*Set problem:* Please pull out every line that includes the string "React".

Start of Material for the task

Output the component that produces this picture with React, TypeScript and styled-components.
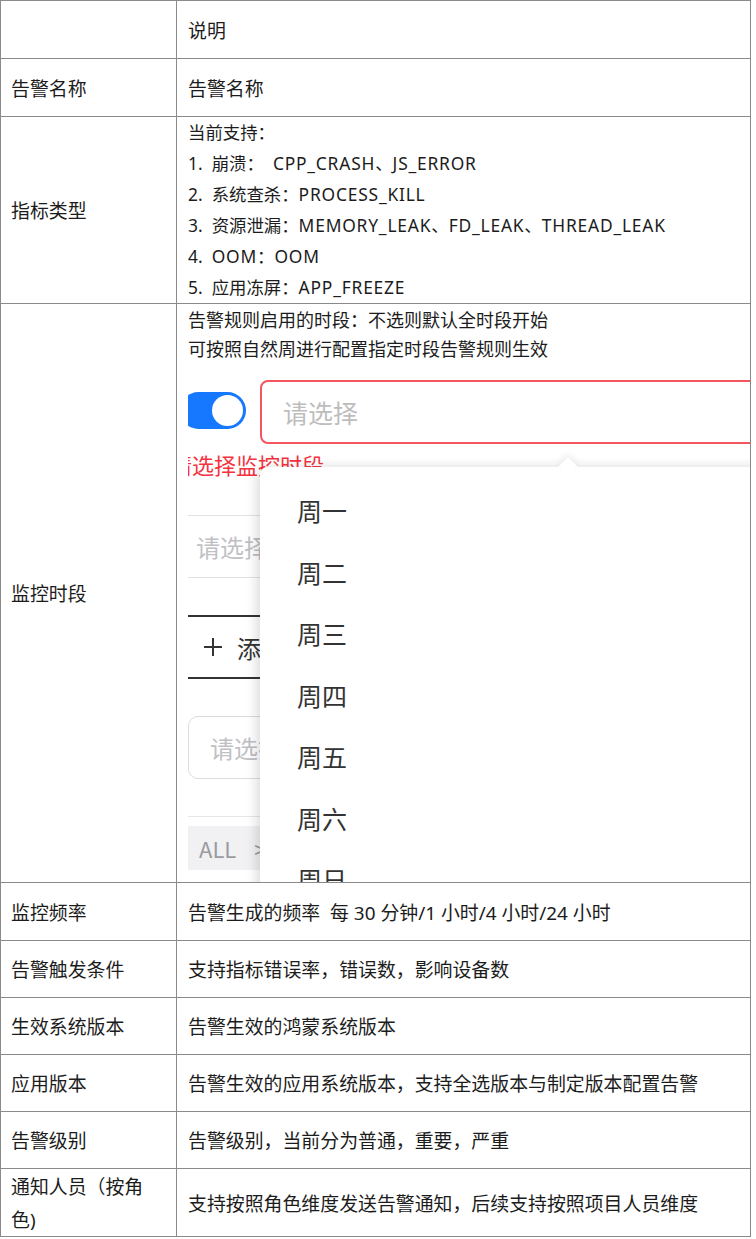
import React from 'react';
import styled, { createGlobalStyle } from 'styled-components';

const Global = createGlobalStyle`
  html, body { margin: 0; padding: 0; background: #fff; }
  body {
    font-family: "Noto Sans", "Noto Sans CJK SC", sans-serif;
    color: #1c1c1c;
  }
`;

const Table = styled.div`
  display: grid;
  grid-template-columns: 175px 573px;
  grid-template-rows: 57px 57px 186px 578px 57px 56px 56px 56px 56px 67px;
  gap: 1px;
  width: max-content;
  background: #8a8a8a;
  border: 1px solid #8a8a8a;
`;

const Cell = styled.div<{ $label?: boolean }>`
  background: #fff;
  display: flex;
  align-items: center;
  padding: 3px ${(p) => (p.$label ? '10px' : '11px')} 0;
  font-size: 18.9px;
  line-height: 33px;
  overflow: hidden;
`;

const ListCell = styled.div`
  background: #fff;
  padding: 0 11px;
  font-size: 17.4px;
  line-height: 31px;
  overflow: hidden;
`;

const Latin = styled.span`
  letter-spacing: 0.8px;
`;

const MonitorCell = styled.div`
  background: #fff;
  position: relative;
  display: flex;
  flex-direction: column;
  padding: 0 0 0 11px;
  overflow: hidden;
`;

const Intro = styled.div`
  padding-top: 2px;
  font-size: 18px;
  line-height: 29px;
`;

const Shot = styled.div`
  position: relative;
  flex: 1;
  margin-top: 16px;
  overflow: hidden;
  font-family: "Noto Sans CJK SC", "Noto Sans", sans-serif;
`;

const ToggleRow = styled.div`
  display: flex;
  align-items: center;
  gap: 14px;
  height: 64px;
`;

const Toggle = styled.div`
  position: relative;
  flex: none;
  width: 66px;
  height: 37px;
  margin: -4px 0 0 -8px;
  border-radius: 19px;
  background: #1677ff;
`;

const Knob = styled.span`
  position: absolute;
  top: 3px;
  right: 3px;
  width: 31px;
  height: 31px;
  border-radius: 50%;
  background: #fff;
`;

const SelectBox = styled.div`
  flex: 1;
  height: 64px;
  box-sizing: border-box;
  margin-right: -40px;
  display: flex;
  align-items: center;
  padding-left: 21px;
  border: 2px solid #f5565e;
  border-radius: 8px;
  font-size: 25px;
  color: #bdbdbd;
`;

const ErrorText = styled.div`
  margin: 5px 0 0 -18px;
  font-size: 22px;
  line-height: 30px;
  color: #f5333f;
  white-space: nowrap;
`;

const FieldRow = styled.div`
  margin-top: 36px;
  height: 63px;
  box-sizing: border-box;
  display: flex;
  align-items: center;
  padding-left: 8px;
  border-top: 1px solid #e3e3e6;
  border-bottom: 1px solid #e3e3e6;
  font-size: 24px;
  color: #c0c0c4;
  white-space: nowrap;
`;

const AddButton = styled.div`
  margin-top: 37px;
  height: 64px;
  box-sizing: border-box;
  display: flex;
  align-items: center;
  gap: 14px;
  padding-left: 15px;
  border-top: 2px solid #333;
  border-bottom: 2px solid #333;
  font-size: 24px;
  color: #333;
  white-space: nowrap;
`;

const RoundInput = styled.div`
  margin-top: 37px;
  height: 63px;
  box-sizing: border-box;
  display: flex;
  align-items: center;
  padding-left: 21px;
  border: 1px solid #dcdce0;
  border-radius: 10px;
  font-size: 24px;
  color: #c0c0c4;
  white-space: nowrap;
`;

const Divider = styled.div`
  margin-top: 37px;
  border-top: 1px solid #e6e6ea;
`;

const AllBar = styled.div`
  margin-top: 9px;
  height: 44px;
  display: flex;
  align-items: center;
  gap: 18px;
  padding-left: 11px;
  background: #f1f1f3;
  font-size: 22px;
  color: #9a9aa0;
  white-space: nowrap;
`;

const DropPanel = styled.div`
  position: absolute;
  left: 72px;
  top: 87px;
  right: -40px;
  bottom: -40px;
  padding-top: 13px;
  background: #fff;
  border-radius: 8px;
  box-shadow: 0 2px 14px rgba(0, 0, 0, 0.13), -6px 0 12px rgba(0, 0, 0, 0.05);
`;

const Arrow = styled.span`
  position: absolute;
  top: -7px;
  left: 301px;
  width: 14px;
  height: 14px;
  background: #fff;
  transform: rotate(45deg);
  box-shadow: -3px -3px 6px rgba(0, 0, 0, 0.06);
`;

const MenuItem = styled.div`
  position: relative;
  height: 61.5px;
  line-height: 61.5px;
  padding-left: 37px;
  font-size: 25px;
  color: #333;
  background: #fff;
`;

const days = ['周一', '周二', '周三', '周四', '周五', '周六', '周日'];

const PlusIcon = () => (
  <svg width="20" height="20" viewBox="0 0 20 20" aria-hidden>
    <path d="M10 1v18M1 10h18" stroke="#333" strokeWidth="2" fill="none" />
  </svg>
);

export default function App() {
  return (
    <>
      <Global />
      <Table>
        <Cell $label />
        <Cell>说明</Cell>

        <Cell $label>告警名称</Cell>
        <Cell>告警名称</Cell>

        <Cell $label>指标类型</Cell>
        <ListCell>
          <div>当前支持：</div>
          <div>
            1.&nbsp; 崩溃：&nbsp; <Latin>CPP_CRASH</Latin>、<Latin>JS_ERROR</Latin>
          </div>
          <div>
            2.&nbsp; 系统查杀：<Latin>PROCESS_KILL</Latin>
          </div>
          <div>
            3.&nbsp; 资源泄漏：<Latin>MEMORY_LEAK</Latin>、<Latin>FD_LEAK</Latin>、<Latin>THREAD_LEAK</Latin>
          </div>
          <div>
            4.&nbsp; <Latin>OOM</Latin>：<Latin>OOM</Latin>
          </div>
          <div>
            5.&nbsp; 应用冻屏：<Latin>APP_FREEZE</Latin>
          </div>
        </ListCell>

        <Cell $label>监控时段</Cell>
        <MonitorCell>
          <Intro>
            <div>告警规则启用的时段：不选则默认全时段开始</div>
            <div>可按照自然周进行配置指定时段告警规则生效</div>
          </Intro>
          <Shot>
            <ToggleRow>
              <Toggle>
                <Knob />
              </Toggle>
              <SelectBox>请选择</SelectBox>
            </ToggleRow>
            <ErrorText>请选择监控时段</ErrorText>
            <FieldRow>请选择</FieldRow>
            <AddButton>
              <PlusIcon />
              <span>添加</span>
            </AddButton>
            <RoundInput>请选择</RoundInput>
            <Divider />
            <AllBar>
              <span>ALL</span>
              <span>&gt;</span>
            </AllBar>
            <DropPanel>
              <Arrow />
              {days.map((d) => (
                <MenuItem key={d}>{d}</MenuItem>
              ))}
            </DropPanel>
          </Shot>
        </MonitorCell>

        <Cell $label>监控频率</Cell>
        <Cell>告警生成的频率&nbsp; 每 30 分钟/1 小时/4 小时/24 小时</Cell>

        <Cell $label>告警触发条件</Cell>
        <Cell>支持指标错误率，错误数，影响设备数</Cell>

        <Cell $label>生效系统版本</Cell>
        <Cell>告警生效的鸿蒙系统版本</Cell>

        <Cell $label>应用版本</Cell>
        <Cell>告警生效的应用系统版本，支持全选版本与制定版本配置告警</Cell>

        <Cell $label>告警级别</Cell>
        <Cell>告警级别，当前分为普通，重要，严重</Cell>

        <Cell $label>
          <span>
            通知人员（按角
            <br />
            色)
          </span>
        </Cell>
        <Cell>支持按照角色维度发送告警通知，后续支持按照项目人员维度</Cell>
      </Table>
    </>
  );
}
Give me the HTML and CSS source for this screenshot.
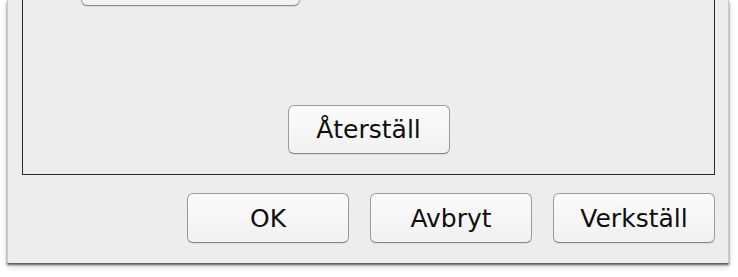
FILE: index.html
```html
<!DOCTYPE html>
<html lang="sv">
<head>
<meta charset="utf-8">
<link rel="stylesheet" href="styles.css">
</head>
<body>
<div class="window">
  <div class="panel">
    <button class="btn btn-top" type="button" aria-hidden="true"></button>
    <button class="btn btn-reset" type="button">Återställ</button>
  </div>
  <div class="actions">
    <button class="btn" type="button">OK</button>
    <button class="btn" type="button">Avbryt</button>
    <button class="btn" type="button">Verkställ</button>
  </div>
</div>
</body>
</html>
```
FILE: styles.css
```css
html, body {
  margin: 0;
  padding: 0;
  background: #ffffff;
}
body {
  width: 738px;
  height: 277px;
  overflow: hidden;
  font-family: "DejaVu Sans", "Liberation Sans", sans-serif;
}
.window {
  box-sizing: border-box;
  margin-left: 7px;
  width: 722px;
  height: 263px;
  background: #ededed;
  border-left: 1px solid #cdcdcd;
  border-right: 1px solid #cdcdcd;
  box-shadow: 0 2px 2px rgba(0, 0, 0, 0.6), 0 4px 6px rgba(0, 0, 0, 0.15);
  display: flex;
  flex-direction: column;
}
.panel {
  box-sizing: border-box;
  margin: -20px 13px 0 14px;
  height: 195px;
  border: 1px solid #2a2a2a;
  display: flex;
  flex-direction: column;
  align-items: flex-start;
}
.btn {
  box-sizing: border-box;
  width: 162px;
  height: 50px;
  padding: 0;
  border: 1px solid #9c9c9c;
  border-bottom-color: #888888;
  border-radius: 6px;
  background: linear-gradient(#fbfbfb, #f1f1f1);
  box-shadow: 0 1px 1px rgba(0, 0, 0, 0.08);
  font-family: "DejaVu Sans", "Liberation Sans", sans-serif;
  font-size: 25px;
  color: #0e0e0e;
  display: flex;
  align-items: center;
  justify-content: center;
}
.btn-top {
  width: 219px;
  height: 25px;
  margin-left: 58px;
  border-top: none;
  border-radius: 0 0 6px 6px;
}
.btn-reset {
  margin-top: auto;
  margin-bottom: 20px;
  align-self: center;
  height: 49px;
}
.actions {
  display: flex;
  justify-content: flex-end;
  gap: 21px;
  margin-top: 18px;
  padding-right: 13px;
}
```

End of Material for the task

*Full answer:*
Output the component that produces this picture with React, TypeScript and styled-components.
import React from 'react';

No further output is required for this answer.